Ah, I was only aware of that last scenario. Serves me right for butting in on things I know next to nothing about. ;)

On 6 April 2016 at 12:21, Stian Thorgersen <sthorger@redhat.com> wrote:
The page is no longer valid, that's really what's going on ;)

There's mainly three scenarios when this happens:

* User clicks link twice in an email (for example reset password)
* User clicks link in email after it has expired
* User spends to long on the login form(s)
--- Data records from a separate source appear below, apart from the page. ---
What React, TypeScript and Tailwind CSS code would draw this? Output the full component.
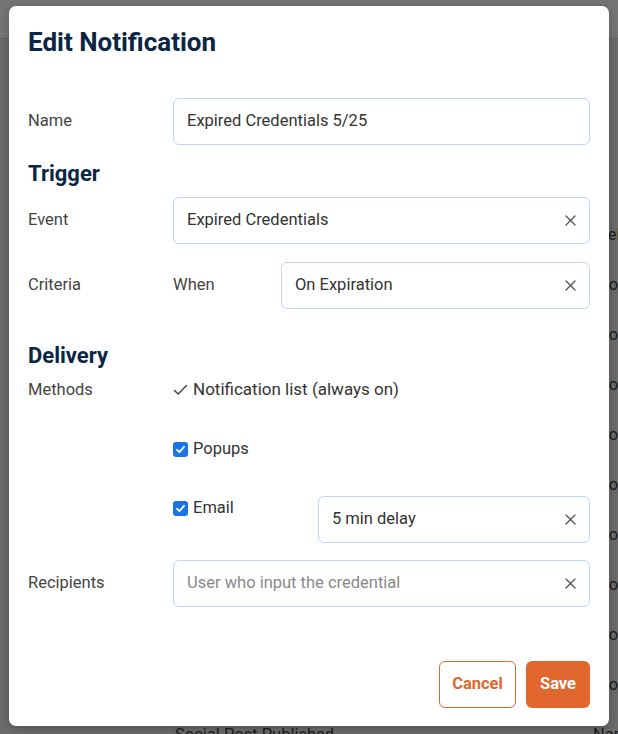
import React from 'react';

const XIcon = () => (
    <svg width="11" height="11" viewBox="0 0 11 11" className="shrink-0">
        <path d="M1 1L10 10M10 1L1 10" stroke="#555" strokeWidth="1.4" strokeLinecap="round" />
    </svg>
);

const CheckBox = () => (
    <span className="flex h-[15px] w-[15px] shrink-0 items-center justify-center rounded-[3px] bg-[#1a73e8]">
        <svg width="11" height="11" viewBox="0 0 11 11">
            <path d="M2 5.8L4.4 8.2L9 2.8" stroke="#fff" strokeWidth="1.8" fill="none" strokeLinecap="round" strokeLinejoin="round" />
        </svg>
    </span>
);

interface FieldProps {
    value: string;
    clearable?: boolean;
    placeholder?: boolean;
    className?: string;
}

const Field: React.FC<FieldProps> = ({ value, clearable, placeholder, className = '' }) => (
    <div
        className={`flex h-[47px] items-center justify-between rounded-[6px] border border-[#bfd4f6] pl-[13px] pr-[13px] text-[16.5px] ${
            placeholder ? 'text-[#8a8a8a]' : 'text-[#333]'
        } ${className}`}
    >
        <span>{value}</span>
        {clearable && <XIcon />}
    </div>
);

const rows = [
    { a: '', b: 'Delivered' },
    { a: '', b: 'Notification' },
    { a: '', b: 'Notification' },
    { a: '', b: 'Notification' },
    { a: '', b: 'Notification' },
    { a: '', b: 'Notification' },
    { a: '', b: 'Notification' },
    { a: '', b: 'Notification' },
    { a: '', b: 'Notification' },
    { a: '', b: 'Notification' },
    { a: 'Social Post Published', b: 'Name' },
];

const App: React.FC = () => {
    return (
        <div className="relative h-[734px] w-[618px] overflow-hidden bg-[#6b6b6b] font-[Roboto,sans-serif]">
            {/* page behind the backdrop */}
            <div className="h-[39px] border-b border-[#646464] bg-[#757575]" />
            <div className="pt-[171px] text-[16.5px] text-[#1c1c1c]">
                {rows.map((row, i) => (
                    <div key={i} className="flex h-[50px] items-center">
                        <div className="w-[597px] shrink-0 pl-[175px]">{row.a}</div>
                        <div className={i === rows.length - 1 ? '-ml-[4px] whitespace-nowrap' : 'whitespace-nowrap'}>{row.b}</div>
                    </div>
                ))}
            </div>

            {/* modal */}
            <div className="absolute left-[9px] top-[6px] w-[600px] rounded-[7px] bg-white px-[19px] pb-[18px] pt-[22px] shadow-[0_2px_10px_rgba(0,0,0,0.25)]">
                <h2 className="h-[28px] text-[26px] font-bold leading-[28px] text-[#0b2545]">Edit Notification</h2>

                <div className="mt-[42px] flex items-center">
                    <div className="w-[145px] shrink-0 text-[16.5px] text-[#444]">Name</div>
                    <Field value="Expired Credentials 5/25" className="flex-1" />
                </div>

                <h3 className="mt-[15px] h-[28px] text-[22px] font-bold leading-[28px] text-[#0b2545]">Trigger</h3>

                <div className="mt-[9px] flex items-center">
                    <div className="w-[145px] shrink-0 text-[16.5px] text-[#444]">Event</div>
                    <Field value="Expired Credentials" clearable className="flex-1" />
                </div>

                <div className="mt-[18px] flex items-center">
                    <div className="w-[145px] shrink-0 text-[16.5px] text-[#444]">Criteria</div>
                    <div className="w-[108px] shrink-0 text-[16.5px] text-[#444]">When</div>
                    <Field value="On Expiration" clearable className="flex-1" />
                </div>

                <h3 className="mt-[33px] h-[28px] text-[22px] font-bold leading-[28px] text-[#0b2545]">Delivery</h3>

                <div className="mt-[8px] flex h-[24px] items-center">
                    <div className="w-[145px] shrink-0 text-[16.5px] text-[#444]">Methods</div>
                    <div className="flex items-center gap-[5px] text-[17px] text-[#333]">
                        <svg width="15" height="12" viewBox="0 0 15 12">
                            <path d="M1.5 6.5L5.2 10L13.5 1.5" stroke="#444" strokeWidth="1.5" fill="none" strokeLinecap="round" strokeLinejoin="round" />
                        </svg>
                        <span>Notification list (always on)</span>
                    </div>
                </div>

                <div className="mt-[35px] flex h-[24px] items-center">
                    <div className="w-[145px] shrink-0" />
                    <div className="flex items-center gap-[5px] text-[16.5px] text-[#333]">
                        <CheckBox />
                        <span>Popups</span>
                    </div>
                </div>

                <div className="mt-[35px] flex">
                    <div className="w-[145px] shrink-0" />
                    <div className="flex h-[24px] w-[145px] shrink-0 items-center gap-[5px] text-[16.5px] text-[#333]">
                        <CheckBox />
                        <span>Email</span>
                    </div>
                    <Field value="5 min delay" clearable className="flex-1" />
                </div>

                <div className="mt-[17px] flex items-center">
                    <div className="w-[145px] shrink-0 text-[16.5px] text-[#444]">Recipients</div>
                    <Field value="User who input the credential" clearable placeholder className="flex-1" />
                </div>

                <div className="mt-[54px] flex justify-end gap-[10px]">
                    <button className="h-[47px] w-[77px] rounded-[6px] border border-[#e2672f] bg-white text-[16.5px] font-bold text-[#e2672f]">
                        Cancel
                    </button>
                    <button className="h-[47px] w-[64px] rounded-[6px] bg-[#e2672f] text-[16.5px] font-bold text-white">
                        Save
                    </button>
                </div>
            </div>
        </div>
    );
};

export default App;
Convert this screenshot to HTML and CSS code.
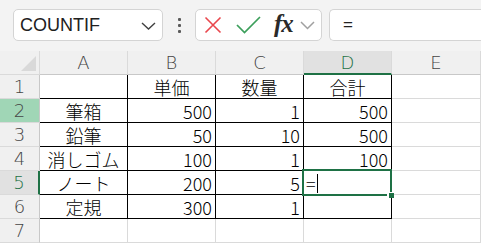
FILE: index.html
```html
<!DOCTYPE html>
<html lang="ja">
<head>
<meta charset="utf-8">
<title>Excel</title>
<link rel="stylesheet" href="styles.css">
</head>
<body>
<div class="toolbar">
  <div class="namebox">
    <span class="name">COUNTIF</span>
    <svg class="chev" width="15" height="8" viewBox="0 0 15 8"><path d="M1 1 L7.5 7 L14 1" fill="none" stroke="#404040" stroke-width="1.4"/></svg>
  </div>
  <div class="dots"><i></i><i></i><i></i></div>
  <div class="iconbox">
    <svg class="ic-x" width="18" height="18" viewBox="0 0 18 18"><path d="M1.5 1.5 L16.5 16.5 M16.5 1.5 L1.5 16.5" stroke="#e9474d" stroke-width="1.6" fill="none"/></svg>
    <svg class="ic-ok" width="25" height="18" viewBox="0 0 25 18"><path d="M1 9 L8.5 16.5 L24 1" stroke="#3c9f5b" stroke-width="1.7" fill="none"/></svg>
    <span class="fx">fx</span>
    <svg class="chev2" width="15" height="9" viewBox="0 0 15 9"><path d="M1 1 L7.5 7.5 L14 1" fill="none" stroke="#a0a0a0" stroke-width="1.5"/></svg>
  </div>
  <div class="formula">=</div>
</div>
<div class="sheet">
  <div class="corner"><span class="tri"></span></div>
  <div class="ch">A</div><div class="ch">B</div><div class="ch">C</div><div class="ch ch-act">D</div><div class="ch">E</div>

  <div class="rh">1</div>
  <div class="c b"></div><div class="c b ctr">単価</div><div class="c b ctr">数量</div><div class="c b ctr">合計</div><div class="c"></div>

  <div class="rh rh-hl">2</div>
  <div class="c b ctr">筆箱</div><div class="c b num">500</div><div class="c b num">1</div><div class="c b num">500</div><div class="c"></div>

  <div class="rh">3</div>
  <div class="c b ctr">鉛筆</div><div class="c b num">50</div><div class="c b num">10</div><div class="c b num">500</div><div class="c"></div>

  <div class="rh">4</div>
  <div class="c b ctr">消しゴム</div><div class="c b num">100</div><div class="c b num">1</div><div class="c b num">100</div><div class="c"></div>

  <div class="rh rh-act">5</div>
  <div class="c b ctr">ノート</div><div class="c b num">200</div><div class="c b num">5</div><div class="c b active"><span class="eq">=</span><span class="caret"></span><span class="handle"></span></div><div class="c"></div>

  <div class="rh">6</div>
  <div class="c b ctr">定規</div><div class="c b num">300</div><div class="c b num">1</div><div class="c b"></div><div class="c"></div>

  <div class="rh">7</div>
  <div class="c"></div><div class="c"></div><div class="c"></div><div class="c"></div><div class="c"></div>
</div>
</body>
</html>
```
FILE: styles.css
```css
html, body {
  margin: 0;
  padding: 0;
  background: #f3f3f3;
  overflow: hidden;
}
body {
  width: 481px;
  height: 243px;
  font-family: "Noto Sans CJK JP", "Liberation Sans", sans-serif;
}
.toolbar {
  height: 51px;
  box-sizing: border-box;
  padding: 9px 0 0 13px;
  display: flex;
  align-items: flex-start;
  background: #f3f3f3;
}
.namebox {
  width: 150px;
  height: 32px;
  box-sizing: border-box;
  background: #fff;
  border: 1px solid #d4d4d4;
  border-radius: 5px;
  display: flex;
  align-items: center;
  padding: 0 6px 0 6px;
}
.name {
  font-family: "Liberation Sans", sans-serif;
  font-size: 18px;
  color: #202020;
  flex: 1;
  letter-spacing: 0;
}
.chev { margin-top: 1px; }
.dots {
  width: 32px;
  height: 32px;
  display: flex;
  flex-direction: column;
  align-items: center;
  justify-content: center;
  gap: 3px;
}
.dots i {
  display: block;
  width: 3px;
  height: 3px;
  background: #5a5a5a;
  border-radius: 1px;
}
.iconbox {
  width: 127px;
  height: 32px;
  box-sizing: border-box;
  background: #fff;
  border: 1px solid #d4d4d4;
  border-radius: 5px;
  display: flex;
  align-items: center;
  padding-left: 8px;
}
.ic-x { margin-right: 14px; }
.ic-ok { margin-right: 13px; }
.fx {
  font-family: "Liberation Serif", serif;
  font-style: italic;
  font-weight: bold;
  font-size: 25px;
  color: #2a2a2a;
  line-height: 1;
  margin-right: 7px;
  margin-top: -3px;
  letter-spacing: -1px;
}
.chev2 { margin-top: 1px; }
.formula {
  margin-left: 7px;
  flex: 1;
  height: 32px;
  box-sizing: border-box;
  background: #fff;
  border: 1px solid #d4d4d4;
  border-right: none;
  border-radius: 5px 0 0 5px;
  padding-left: 13px;
  font-family: "Liberation Sans", sans-serif;
  font-size: 17px;
  line-height: 30px;
  color: #222;
}
.sheet {
  display: grid;
  grid-template-columns: 40px 88px 88px 88px 88px 89px;
  grid-auto-rows: 24px;
  background: #fff;
}
.sheet > div {
  box-sizing: border-box;
  border-right: 1px solid #dadada;
  border-bottom: 1px solid #dadada;
}
.corner {
  background: #f0f0f0;
  position: relative;
}
.tri {
  position: absolute;
  right: 3px;
  bottom: 3px;
  width: 0;
  height: 0;
  border-left: 15px solid transparent;
  border-bottom: 15px solid #d9d9d9;
}
.ch, .rh {
  background: #f0f0f0;
  display: flex;
  align-items: center;
  justify-content: center;
  font-family: "DejaVu Sans", sans-serif;
  font-weight: 200;
  font-size: 18px;
  color: #444;
}
.sheet > .ch { border-bottom-color: #c8c8c8; }
.sheet > .rh { border-right-color: #c8c8c8; }
.sheet > .ch-act {
  background: #e1e1e1;
  color: #1e7145;
  border-bottom: 2px solid #1e7145;
}
.sheet > .rh-hl { background: #a0d6b6; }
.sheet > .rh-act {
  background: #e1e1e1;
  color: #1e7145;
  border-right: 2px solid #1e7145;
}
.c {
  display: flex;
  align-items: flex-end;
  font-size: 18px;
  font-weight: 300;
  color: #000;
  line-height: 22px;
  padding-bottom: 0;
}
.sheet > .b {
  border-right-color: #000;
  border-bottom-color: #000;
}
.ctr { justify-content: center; }
.num { justify-content: flex-end; padding-right: 3px; }
.active {
  position: relative;
  padding-left: 2px;
}
.active::after {
  content: "";
  position: absolute;
  left: -2px;
  top: -2px;
  right: -1px;
  bottom: -2px;
  border: 2px solid #1e7145;
  pointer-events: none;
}
.eq {
  font-size: 18px;
}
.caret {
  display: inline-block;
  width: 1px;
  height: 19px;
  background: #000;
  margin-left: 1px;
  margin-bottom: 1px;
}
.handle {
  position: absolute;
  right: -3px;
  bottom: -4px;
  width: 5px;
  height: 5px;
  background: #1e7145;
  border-left: 2px solid #fff;
  border-top: 1px solid #fff;
  z-index: 2;
}
```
Problem is that we don't know exactly which of the above is the problem as the session details may be lost. So I believe "This page is no longer valid" is generic and still gives the user an idea of what's happened. Refreshing the page is not going to help as the page is no longer valid (login details are either lost due to timeout, or login has already happened), so to resolve the problem the user has to "try login again from the application". We can replace "the application" with the name of the client if we now it and also make it clickable if the client has a baseurl set.


On 6 April 2016 at 12:11, Guus der Kinderen <guus.der.kinderen@gmail.com> wrote:
"Not long valid" is somewhat vague. To avoid confusion, I'd try to be as clear as possible about what's going on and what should be done to resolve the problem. At the same time, do not refer to the user ('you') directly, to have a friendlier tone-of-voice:

"A timeout has occurred. Please reload this page."



On 6 April 2016 at 12:04, Stian Thorgersen <sthorger@redhat.com> wrote:
I suggest we change the error message when a login times out or a code is not valid to:
"This page is no longer valid, please retry login from the application" and also include a link to the application if available.

I think that's more user friendly than "You took to long" and "We're sorry...".